This question of how feminists in the global North should respond to cases where the claims of cultural minorities to recognition and protection conflict with the liberal feminist principle of gender equality has generated a substantial level of debate (for critiques of Okin see especially Norton 2001; Shachar 2001; Volpp 2001; Benhabib 2002). Many feminists would endorse Okin's view that “we need to strive toward … a form of multiculturalism that gives the issues of gender and other intragroup inequalities their due – that is to say, a multiculturalism that effectively treats all persons as each other's moral equals” (Okin, quoted in Phillips 2010:2). However, diverging opinions have surfaced regarding the most appropriate strategies for feminists to adopt. One strategy has been to identify certain nonnegotiable rights or equalities that must be upheld and which set limits to the claims that can rightly be accommodated within multicultural societies (Phillips 2010:2–3). In this vein, Martha Nussbaum (2002), drawing on the work of Amartya Sen, has advocated a “capabilities approach” to gender justice, outlining “basic constitutional principles that should be respected and implemented by the governments of all nations, as a bare minimum of what respect for human dignity requires” (2002:49). She identifies a list of “necessary elements of truly human functioning” (2002:59) that are cross-culturally applicable, including:

  1. (1) life;

  2. (2) bodily health;

  3. (3) bodily integrity;

  4. (4) ability to use the senses, imagination, to think and reason;

  5. (5) emotional development;

  6. (6) practical reason;

  7. (7) the ability to engage in a variety of forms of affiliation, whether social or political;

  8. (8) the ability to live with concern for and in relation to other species;

  9. (9) the ability to play and enjoy recreational activities; and

  10. (10) the ability to exert control over one's political and material environment (2002:60–2; see also Nussbaum 1988, 1992, 1995, 1997, 2000; Nussbaum and Sen 1993; Nussbaum and Glover 1995).

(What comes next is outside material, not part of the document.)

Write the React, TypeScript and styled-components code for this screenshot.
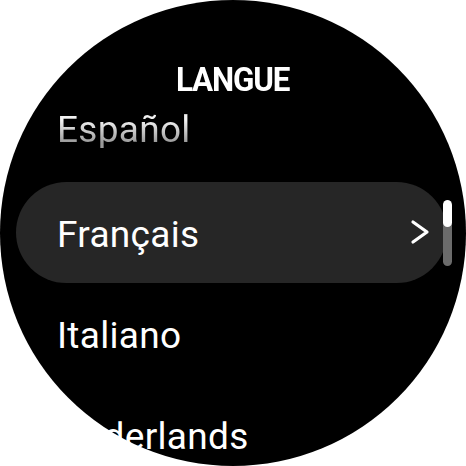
import React from "react";
import styled, { createGlobalStyle } from "styled-components";

const GlobalStyle = createGlobalStyle`
  html, body {
    margin: 0;
    padding: 0;
    background: #ffffff;
    overflow: hidden;
  }
  * {
    box-sizing: border-box;
  }
`;

const Watch = styled.div`
  position: relative;
  width: 466px;
  height: 466px;
  border-radius: 50%;
  background: #000000;
  display: flex;
  flex-direction: column;
  font-family: Roboto, "Liberation Sans", sans-serif;
  color: #ffffff;
`;

const Header = styled.div`
  height: 81px;
  padding-top: 63px;
  display: flex;
  justify-content: center;
`;

const Title = styled.div`
  font-size: 33px;
  line-height: 33px;
  font-weight: 700;
  letter-spacing: -1.2px;
  transform: scaleX(0.95);
`;

const List = styled.div`
  display: flex;
  flex-direction: column;
  padding: 0 19px 0 16px;
`;

const Row = styled.div<{ $active?: boolean }>`
  flex: none;
  height: 101px;
  padding: 4px 17px 0 41px;
  display: flex;
  align-items: center;
  justify-content: space-between;
  border-radius: 51px;
  background: ${(p) => (p.$active ? "#262626" : "transparent")};
`;

const Label = styled.span<{ $faded?: boolean }>`
  font-size: 37px;
  line-height: 37px;
  font-weight: 400;
  letter-spacing: 0.3px;
  white-space: nowrap;
  ${(p) =>
    p.$faded &&
    `
    margin-top: -8px;
    background: linear-gradient(180deg, #f2f2f2 25%, #9a9a9a 85%);
    -webkit-background-clip: text;
    background-clip: text;
    color: transparent;
  `}
`;

const Chevron = styled.svg`
  width: 20px;
  height: 26px;
  margin-top: -6px;
`;

const ScrollTrack = styled.div`
  position: absolute;
  left: 443px;
  top: 200px;
  width: 9px;
  height: 66px;
  border-radius: 5px;
  background: #6b6b6b;
  overflow: hidden;
`;

const ScrollThumb = styled.div`
  height: 27px;
  border-radius: 5px;
  background: #ffffff;
`;

const languages = [
  { name: "Español", faded: true },
  { name: "Français", active: true },
  { name: "Italiano" },
  { name: "Nederlands" },
];

export default function App() {
  return (
    <>
      <GlobalStyle />
      <Watch>
        <Header>
          <Title>LANGUE</Title>
        </Header>
        <List>
          {languages.map((lang) => (
            <Row key={lang.name} $active={lang.active}>
              <Label $faded={lang.faded}>{lang.name}</Label>
              {lang.active && (
                <Chevron viewBox="0 0 20 26">
                  <path
                    d="M3 3 L17 13 L3 23"
                    fill="none"
                    stroke="#ffffff"
                    strokeWidth="3.2"
                    strokeLinecap="round"
                    strokeLinejoin="round"
                  />
                </Chevron>
              )}
            </Row>
          ))}
        </List>
        <ScrollTrack>
          <ScrollThumb />
        </ScrollTrack>
      </Watch>
    </>
  );
}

Nussbaum deploys the concept of capabilities to counter the “politically correct,” anti-essentialist strands of feminism which in her view rationalize “ancient religious taboos, the luxury of the pampered husband, ill health, ignorance, and death” and other forms of injustice experienced by women across the globe (Nussbaum, quoted in Jaggar 2005a:58). Similarly, Anne Phillips has identified three guiding principles which can help societies to classify cultural practices as in accordance with or violation of principles of gender equality. Practices are not defensible when they (1) inflict grievous and irreversible harms to a person's well-being or self-esteem; (2) violate the principle of equality, e.g., by discriminating against women; and (3) do not provide individuals with the substantive conditions (political and civil freedoms, educational and employment opportunities) required for genuine consent.

Another approach is to divide jurisdictional authority for contested issues (such as family law) between national governments and cultural minorities in order to balance respect for cultural difference with the protection of individual rights, and to force both states and minority groups to compete for women's allegiance by promoting policies and practices geared toward gender equality (Phillips 2010:4; Shachar 2001). Ayelet Shachar (2001), for example, advocates a system of “joint governance” to foster “ongoing interactions between different sources of authority, as a means of eventually improving the situation of traditionally vulnerable insiders, without forcing them into an ‘either/or’ choice between their culture and their rights” (2001:13). She promotes transformative accommodation as the “most optimistically practical” form of joint governance because it aims “to encourage group authorities themselves to reduce discriminatory internal restrictions” on the choices and actions of group members (2001:14) by convincing them to enact three principles: (1) the allocation of jurisdictional authority along the lines of “sub-matters,” e.g., separable legal components such as education, family law, immigration (119–20); (2) the “no monopoly rule” which states that neither the state nor the minority can acquire exclusive authority over a contested issue that affects individuals both as citizens and as group members (120–2); and (3) the establishment of clearly delineated options which allow individuals to choose between the jurisdiction of the state and the group (122–6).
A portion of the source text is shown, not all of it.